Thursday, October 26, 2006

Depends on what the meaning of is is - Part II

It’s not torture if we say it isn’t – even if we say it is - and we don’t do torture even though we do a lot of it because we say it isn’t and besides, it’s necessary.

Make sense? It does if you’re Dick Cheney, or at least he wants you to think it makes sense to him. Personally I think his pacemaker is connected to his brain as well as his heart. The mechanical regularity of both of those impaired organs is disturbing.

According to the Washington Bureau, the Vice president has confirmed that US “interrogators” used waterboarding to extract information from suspects and that

"enormously valuable information about how many there are, about how they plan, what their training processes are and so forth. We've learned a lot. We need to be able to continue that."

Give the notoriously unreliable nature of this kind of information – in fact given the disastrously unreliable nature of all the intelligence used to promote the Bush Crusade, I wonder about that. Certainly no progress has been made that could be attributed to this information bonanza, but that’s another story.

So even though they torture people, it isn’t torture because Republican Senators John Warner of Virginia, John McCain of Arizona and Lindsey Graham of South Carolina have said that a law Bush signed last month prohibits water-boarding and of course the President, being the law, can’t break the law and even if he does break it and admits it, can't be tried for it. Thanks Military Commissions Act! How did we ever survive for 130 years without it?

Cheney, in another one of those right wing radio ping-pong matches with “conservative commentator” Scott Hennen of WDAY Radio in Fargo, ND said this whole thing was a “no-brainer” and of course I agree. Neither Cheney or his dwindling base of support have functional brains, or any sense of decency or morality for that matter.

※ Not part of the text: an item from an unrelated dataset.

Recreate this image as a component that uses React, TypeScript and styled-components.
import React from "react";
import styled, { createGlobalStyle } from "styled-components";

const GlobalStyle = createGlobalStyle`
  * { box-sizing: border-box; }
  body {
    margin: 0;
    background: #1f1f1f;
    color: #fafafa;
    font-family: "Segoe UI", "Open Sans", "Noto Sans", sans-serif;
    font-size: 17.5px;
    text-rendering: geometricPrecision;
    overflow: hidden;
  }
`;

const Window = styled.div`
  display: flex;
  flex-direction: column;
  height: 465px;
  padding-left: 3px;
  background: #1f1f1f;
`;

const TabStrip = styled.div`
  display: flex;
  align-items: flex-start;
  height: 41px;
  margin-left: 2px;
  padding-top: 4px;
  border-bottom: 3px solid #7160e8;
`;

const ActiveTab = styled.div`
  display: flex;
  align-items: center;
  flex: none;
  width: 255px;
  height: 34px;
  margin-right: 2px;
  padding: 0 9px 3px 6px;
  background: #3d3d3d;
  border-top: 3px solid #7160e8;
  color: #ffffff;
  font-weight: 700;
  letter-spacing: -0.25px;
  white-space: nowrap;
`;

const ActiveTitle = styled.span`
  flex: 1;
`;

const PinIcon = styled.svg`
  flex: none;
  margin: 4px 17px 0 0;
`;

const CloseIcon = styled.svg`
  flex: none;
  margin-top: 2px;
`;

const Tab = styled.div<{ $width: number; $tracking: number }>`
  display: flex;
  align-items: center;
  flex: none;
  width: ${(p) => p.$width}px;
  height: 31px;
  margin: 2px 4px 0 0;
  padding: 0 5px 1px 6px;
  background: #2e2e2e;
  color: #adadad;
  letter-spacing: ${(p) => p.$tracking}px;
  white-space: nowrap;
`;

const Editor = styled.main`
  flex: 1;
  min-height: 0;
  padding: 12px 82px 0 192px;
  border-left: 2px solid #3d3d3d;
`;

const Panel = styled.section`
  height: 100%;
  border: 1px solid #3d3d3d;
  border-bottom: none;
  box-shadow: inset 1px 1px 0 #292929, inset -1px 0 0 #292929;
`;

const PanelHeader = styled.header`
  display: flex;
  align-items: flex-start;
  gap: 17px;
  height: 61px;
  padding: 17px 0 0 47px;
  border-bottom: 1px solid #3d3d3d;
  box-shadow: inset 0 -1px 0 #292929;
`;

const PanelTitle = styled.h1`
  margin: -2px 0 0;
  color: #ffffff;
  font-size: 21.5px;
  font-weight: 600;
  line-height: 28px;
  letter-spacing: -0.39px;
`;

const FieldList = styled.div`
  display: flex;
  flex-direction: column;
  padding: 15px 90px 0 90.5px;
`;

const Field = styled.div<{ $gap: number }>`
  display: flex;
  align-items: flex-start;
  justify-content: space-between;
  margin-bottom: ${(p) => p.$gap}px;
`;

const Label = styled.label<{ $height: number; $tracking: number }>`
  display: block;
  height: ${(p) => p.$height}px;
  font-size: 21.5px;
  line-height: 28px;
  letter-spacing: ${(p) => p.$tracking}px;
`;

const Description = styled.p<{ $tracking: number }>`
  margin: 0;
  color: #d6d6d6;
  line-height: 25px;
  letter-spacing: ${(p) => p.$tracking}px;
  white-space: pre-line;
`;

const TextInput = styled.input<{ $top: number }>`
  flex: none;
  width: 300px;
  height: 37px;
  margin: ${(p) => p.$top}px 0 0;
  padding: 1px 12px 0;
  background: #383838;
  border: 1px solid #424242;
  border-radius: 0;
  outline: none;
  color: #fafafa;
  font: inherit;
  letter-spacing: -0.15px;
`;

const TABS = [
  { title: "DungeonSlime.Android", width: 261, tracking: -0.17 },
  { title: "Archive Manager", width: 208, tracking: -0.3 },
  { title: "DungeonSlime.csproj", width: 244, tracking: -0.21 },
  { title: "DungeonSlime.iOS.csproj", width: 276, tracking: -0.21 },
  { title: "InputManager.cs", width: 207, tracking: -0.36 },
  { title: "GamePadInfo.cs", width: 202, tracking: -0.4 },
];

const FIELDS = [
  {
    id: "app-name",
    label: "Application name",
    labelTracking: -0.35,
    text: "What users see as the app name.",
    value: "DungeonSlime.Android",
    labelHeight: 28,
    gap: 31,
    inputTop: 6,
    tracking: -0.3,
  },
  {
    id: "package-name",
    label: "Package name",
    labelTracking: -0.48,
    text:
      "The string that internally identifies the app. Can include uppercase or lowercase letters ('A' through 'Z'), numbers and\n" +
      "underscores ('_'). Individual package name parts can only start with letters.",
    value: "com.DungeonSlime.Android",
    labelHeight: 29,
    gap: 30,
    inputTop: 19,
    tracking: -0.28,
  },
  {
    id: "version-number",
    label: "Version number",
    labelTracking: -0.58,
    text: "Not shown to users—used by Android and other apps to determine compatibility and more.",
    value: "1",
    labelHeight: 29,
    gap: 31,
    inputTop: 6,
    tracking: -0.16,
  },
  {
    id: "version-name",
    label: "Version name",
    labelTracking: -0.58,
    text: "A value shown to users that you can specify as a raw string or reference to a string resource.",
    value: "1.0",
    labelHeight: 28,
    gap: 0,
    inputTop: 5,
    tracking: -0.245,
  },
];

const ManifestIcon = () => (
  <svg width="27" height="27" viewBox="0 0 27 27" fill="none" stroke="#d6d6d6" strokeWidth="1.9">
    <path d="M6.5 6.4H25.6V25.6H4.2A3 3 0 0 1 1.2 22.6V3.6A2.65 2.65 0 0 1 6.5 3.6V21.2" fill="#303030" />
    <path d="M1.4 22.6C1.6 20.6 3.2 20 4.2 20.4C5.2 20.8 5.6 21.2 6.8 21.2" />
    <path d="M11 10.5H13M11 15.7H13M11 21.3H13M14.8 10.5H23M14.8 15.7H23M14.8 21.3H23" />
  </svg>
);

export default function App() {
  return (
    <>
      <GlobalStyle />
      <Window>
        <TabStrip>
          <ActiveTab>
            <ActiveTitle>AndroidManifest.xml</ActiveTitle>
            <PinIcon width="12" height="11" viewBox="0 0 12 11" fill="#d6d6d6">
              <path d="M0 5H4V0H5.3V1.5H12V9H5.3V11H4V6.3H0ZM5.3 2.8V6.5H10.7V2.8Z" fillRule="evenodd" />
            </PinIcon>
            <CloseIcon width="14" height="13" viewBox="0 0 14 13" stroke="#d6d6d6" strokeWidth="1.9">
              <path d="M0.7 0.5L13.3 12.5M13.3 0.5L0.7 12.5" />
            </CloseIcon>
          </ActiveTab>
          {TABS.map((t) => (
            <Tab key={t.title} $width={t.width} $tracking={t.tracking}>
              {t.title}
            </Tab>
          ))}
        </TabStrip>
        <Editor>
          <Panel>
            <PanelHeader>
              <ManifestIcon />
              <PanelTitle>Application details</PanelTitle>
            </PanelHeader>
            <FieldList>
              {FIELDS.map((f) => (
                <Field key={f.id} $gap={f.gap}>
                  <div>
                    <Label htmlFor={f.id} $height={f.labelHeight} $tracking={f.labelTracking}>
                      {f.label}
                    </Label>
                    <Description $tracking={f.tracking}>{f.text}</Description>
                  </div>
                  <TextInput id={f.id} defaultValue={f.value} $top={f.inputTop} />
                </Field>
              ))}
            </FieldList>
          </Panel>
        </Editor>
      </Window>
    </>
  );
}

So Cheney admits that we torture but that the torture isn’t torture and Lee Ann McBride, a spokeswoman for Cheney, insists that while Dick admitted waterboarding, he didn’t actually admit waterboarding and besides that isn’t torture anyway. Is this starting to make sense?

CIA spokeswoman Michelle Neff said,

"While we do not discuss specific interrogation methods, the techniques we use have been reviewed by the Department of Justice and are in keeping with our laws and treaty obligations. We neither conduct nor condone torture."
Except that the law forbids it because it is in fact torture, so we have to say it isn’t even though it is and that makes it not. Surely you catch on by now?

Anyway that’s all the explanation I can stand and if you think I’m biased or a lyin' Liberal or making it all up, read the entire transcript at the White House web site.

3 comments:

Crankyboy said...

"is" - 3rd pers. sing. pres. indic. of be.

be  /bi; unstressed bi, bɪ/ Pronunciation Key - Show Spelled Pronunciation[bee; unstressed bee, bi] Pronunciation Key - Show IPA Pronunciation verb and auxiliary verb, present singular 1st person am, 2nd are or (Archaic) art, 3rd is, present plural are; past singular 1st person was, 2nd were or (Archaic) wast or wert, 3rd was, past plural were; present subjunctive be; past subjunctive singular 1st person were, 2nd were or (Archaic) wert, 3rd were; past subjunctive plural were; past participle been; present participle be‧ing.
–verb (used without object)
1. to exist or live: Shakespeare's “To be or not to be” is the ultimate question.
2. to take place; happen; occur: The wedding was last week.
3. to occupy a place or position: The book is on the table.
4. to continue or remain as before: Let things be.
5. to belong; attend; befall: May good fortune be with you.
6. (used as a copula to connect the subject with its predicate adjective, or predicate nominative, in order to describe, identify, or amplify the subject): Martha is tall. John is president. This is she.
7. (used as a copula to introduce or form interrogative or imperative sentences): Is that right? Be quiet! Don't be facetious.
–auxiliary verb
8. (used with the present participle of another verb to form the progressive tense): I am waiting.
9. (used with the present participle or infinitive of the principal verb to indicate future action): She is visiting there next week. He is to see me today.
10. (used with the past participle of another verb to form the passive voice): The date was fixed. It must be done.
11. (used in archaic or literary constructions with some intransitive verbs to form the perfect tense): He is come. Agamemnon to the wars is gone.

Capt. Fogg said...

12. whatever Big Brother says it means

Intellectual Insurgent said...

13. Whatever Cheney says it means (assuming Big Brother and Cheney are not the same person).